Produce an exact copy of all the data below, dropping every image.
○ ○ ○
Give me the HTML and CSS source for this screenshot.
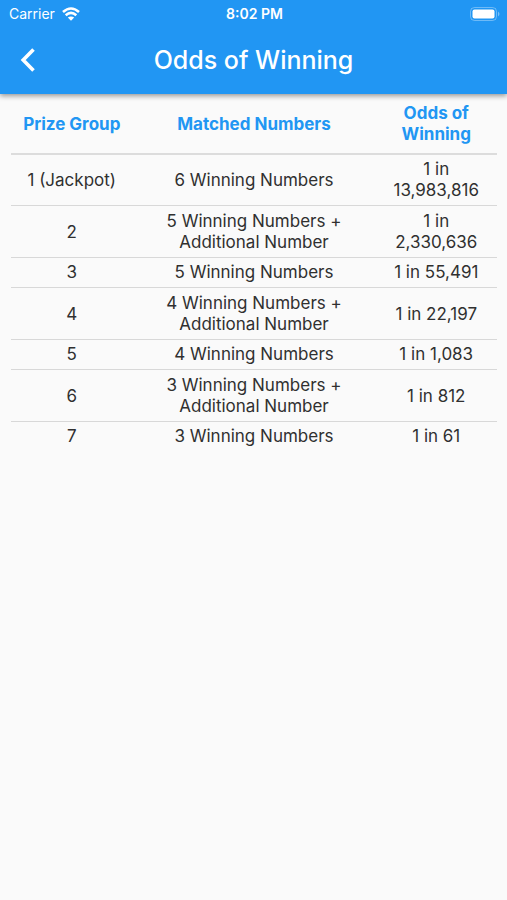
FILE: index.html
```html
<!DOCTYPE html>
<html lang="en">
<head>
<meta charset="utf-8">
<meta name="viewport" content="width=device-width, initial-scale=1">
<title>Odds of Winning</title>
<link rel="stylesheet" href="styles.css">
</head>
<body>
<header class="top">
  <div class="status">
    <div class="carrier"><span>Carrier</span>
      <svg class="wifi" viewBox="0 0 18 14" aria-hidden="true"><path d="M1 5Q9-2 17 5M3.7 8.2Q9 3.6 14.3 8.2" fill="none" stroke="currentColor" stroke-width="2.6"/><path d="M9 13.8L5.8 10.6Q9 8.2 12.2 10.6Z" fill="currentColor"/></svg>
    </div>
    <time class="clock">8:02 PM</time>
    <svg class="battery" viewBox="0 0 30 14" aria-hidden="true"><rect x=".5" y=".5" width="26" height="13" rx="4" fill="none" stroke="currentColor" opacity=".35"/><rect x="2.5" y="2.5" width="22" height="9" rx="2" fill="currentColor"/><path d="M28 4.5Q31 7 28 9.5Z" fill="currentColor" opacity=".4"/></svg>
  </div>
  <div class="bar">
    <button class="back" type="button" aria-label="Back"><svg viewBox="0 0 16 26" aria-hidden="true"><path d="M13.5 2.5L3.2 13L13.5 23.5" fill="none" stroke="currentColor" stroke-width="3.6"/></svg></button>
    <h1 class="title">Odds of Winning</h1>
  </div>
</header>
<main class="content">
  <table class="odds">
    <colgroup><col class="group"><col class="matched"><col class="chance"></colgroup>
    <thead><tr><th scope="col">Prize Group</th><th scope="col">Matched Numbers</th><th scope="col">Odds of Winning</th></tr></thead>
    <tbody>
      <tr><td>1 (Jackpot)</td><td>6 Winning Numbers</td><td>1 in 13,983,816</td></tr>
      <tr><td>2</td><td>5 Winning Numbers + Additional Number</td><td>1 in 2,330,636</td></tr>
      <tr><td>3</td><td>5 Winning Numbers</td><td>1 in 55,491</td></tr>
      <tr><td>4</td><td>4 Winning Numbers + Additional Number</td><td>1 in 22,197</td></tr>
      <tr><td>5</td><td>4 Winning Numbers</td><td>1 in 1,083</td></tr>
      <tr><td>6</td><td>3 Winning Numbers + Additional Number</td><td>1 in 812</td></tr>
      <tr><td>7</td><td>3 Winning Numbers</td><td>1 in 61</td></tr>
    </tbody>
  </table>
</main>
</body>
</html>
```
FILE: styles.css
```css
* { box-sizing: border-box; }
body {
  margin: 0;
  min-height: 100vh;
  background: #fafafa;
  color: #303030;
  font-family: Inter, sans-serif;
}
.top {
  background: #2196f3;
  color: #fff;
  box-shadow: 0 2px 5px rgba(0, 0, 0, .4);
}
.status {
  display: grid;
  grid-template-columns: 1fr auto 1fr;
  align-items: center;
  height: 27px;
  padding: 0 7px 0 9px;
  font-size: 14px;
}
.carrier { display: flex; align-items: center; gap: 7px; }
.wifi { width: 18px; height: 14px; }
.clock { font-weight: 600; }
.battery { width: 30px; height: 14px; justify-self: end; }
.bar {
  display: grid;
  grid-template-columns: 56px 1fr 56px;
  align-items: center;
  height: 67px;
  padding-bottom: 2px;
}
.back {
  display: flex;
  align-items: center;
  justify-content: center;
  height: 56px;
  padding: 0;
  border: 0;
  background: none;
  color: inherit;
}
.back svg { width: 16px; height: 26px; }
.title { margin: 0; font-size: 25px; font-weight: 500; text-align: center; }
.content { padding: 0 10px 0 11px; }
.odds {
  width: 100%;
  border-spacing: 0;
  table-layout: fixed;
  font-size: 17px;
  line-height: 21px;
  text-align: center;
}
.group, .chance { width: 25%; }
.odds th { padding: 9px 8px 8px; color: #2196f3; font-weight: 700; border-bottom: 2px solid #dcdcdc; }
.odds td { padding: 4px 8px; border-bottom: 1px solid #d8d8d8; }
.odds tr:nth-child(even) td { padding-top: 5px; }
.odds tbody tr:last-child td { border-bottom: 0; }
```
○ ○ ○
■ The reply:
Give me the HTML and CSS source for this screenshot.
FILE: index.html
```html
<!DOCTYPE html>
<html lang="en">
<head>
<meta charset="utf-8">
<meta name="viewport" content="width=device-width, initial-scale=1">
<title>Odds of Winning</title>
<link rel="stylesheet" href="styles.css">
</head>
<body>
<header class="top">
  <div class="status">
    <div class="carrier"><span>Carrier</span>
      <svg class="wifi" viewBox="0 0 18 14" aria-hidden="true"><path d="M1 5Q9-2 17 5M3.7 8.2Q9 3.6 14.3 8.2" fill="none" stroke="currentColor" stroke-width="2.6"/><path d="M9 13.8L5.8 10.6Q9 8.2 12.2 10.6Z" fill="currentColor"/></svg>
    </div>
    <time class="clock">8:02 PM</time>
    <svg class="battery" viewBox="0 0 30 14" aria-hidden="true"><rect x=".5" y=".5" width="26" height="13" rx="4" fill="none" stroke="currentColor" opacity=".35"/><rect x="2.5" y="2.5" width="22" height="9" rx="2" fill="currentColor"/><path d="M28 4.5Q31 7 28 9.5Z" fill="currentColor" opacity=".4"/></svg>
  </div>
  <div class="bar">
    <button class="back" type="button" aria-label="Back"><svg viewBox="0 0 16 26" aria-hidden="true"><path d="M13.5 2.5L3.2 13L13.5 23.5" fill="none" stroke="currentColor" stroke-width="3.6"/></svg></button>
    <h1 class="title">Odds of Winning</h1>
  </div>
</header>
<main class="content">
  <table class="odds">
    <colgroup><col class="group"><col class="matched"><col class="chance"></colgroup>
    <thead><tr><th scope="col">Prize Group</th><th scope="col">Matched Numbers</th><th scope="col">Odds of Winning</th></tr></thead>
    <tbody>
      <tr><td>1 (Jackpot)</td><td>6 Winning Numbers</td><td>1 in 13,983,816</td></tr>
      <tr><td>2</td><td>5 Winning Numbers + Additional Number</td><td>1 in 2,330,636</td></tr>
      <tr><td>3</td><td>5 Winning Numbers</td><td>1 in 55,491</td></tr>
      <tr><td>4</td><td>4 Winning Numbers + Additional Number</td><td>1 in 22,197</td></tr>
      <tr><td>5</td><td>4 Winning Numbers</td><td>1 in 1,083</td></tr>
      <tr><td>6</td><td>3 Winning Numbers + Additional Number</td><td>1 in 812</td></tr>
      <tr><td>7</td><td>3 Winning Numbers</td><td>1 in 61</td></tr>
    </tbody>
  </table>
</main>
</body>
</html>
```
FILE: styles.css
```css
* { box-sizing: border-box; }
body {
  margin: 0;
  min-height: 100vh;
  background: #fafafa;
  color: #303030;
  font-family: Inter, sans-serif;
}
.top {
  background: #2196f3;
  color: #fff;
  box-shadow: 0 2px 5px rgba(0, 0, 0, .4);
}
.status {
  display: grid;
  grid-template-columns: 1fr auto 1fr;
  align-items: center;
  height: 27px;
  padding: 0 7px 0 9px;
  font-size: 14px;
}
.carrier { display: flex; align-items: center; gap: 7px; }
.wifi { width: 18px; height: 14px; }
.clock { font-weight: 600; }
.battery { width: 30px; height: 14px; justify-self: end; }
.bar {
  display: grid;
  grid-template-columns: 56px 1fr 56px;
  align-items: center;
  height: 67px;
  padding-bottom: 2px;
}
.back {
  display: flex;
  align-items: center;
  justify-content: center;
  height: 56px;
  padding: 0;
  border: 0;
  background: none;
  color: inherit;
}
.back svg { width: 16px; height: 26px; }
.title { margin: 0; font-size: 25px; font-weight: 500; text-align: center; }
.content { padding: 0 10px 0 11px; }
.odds {
  width: 100%;
  border-spacing: 0;
  table-layout: fixed;
  font-size: 17px;
  line-height: 21px;
  text-align: center;
}
.group, .chance { width: 25%; }
.odds th { padding: 9px 8px 8px; color: #2196f3; font-weight: 700; border-bottom: 2px solid #dcdcdc; }
.odds td { padding: 4px 8px; border-bottom: 1px solid #d8d8d8; }
.odds tr:nth-child(even) td { padding-top: 5px; }
.odds tbody tr:last-child td { border-bottom: 0; }
```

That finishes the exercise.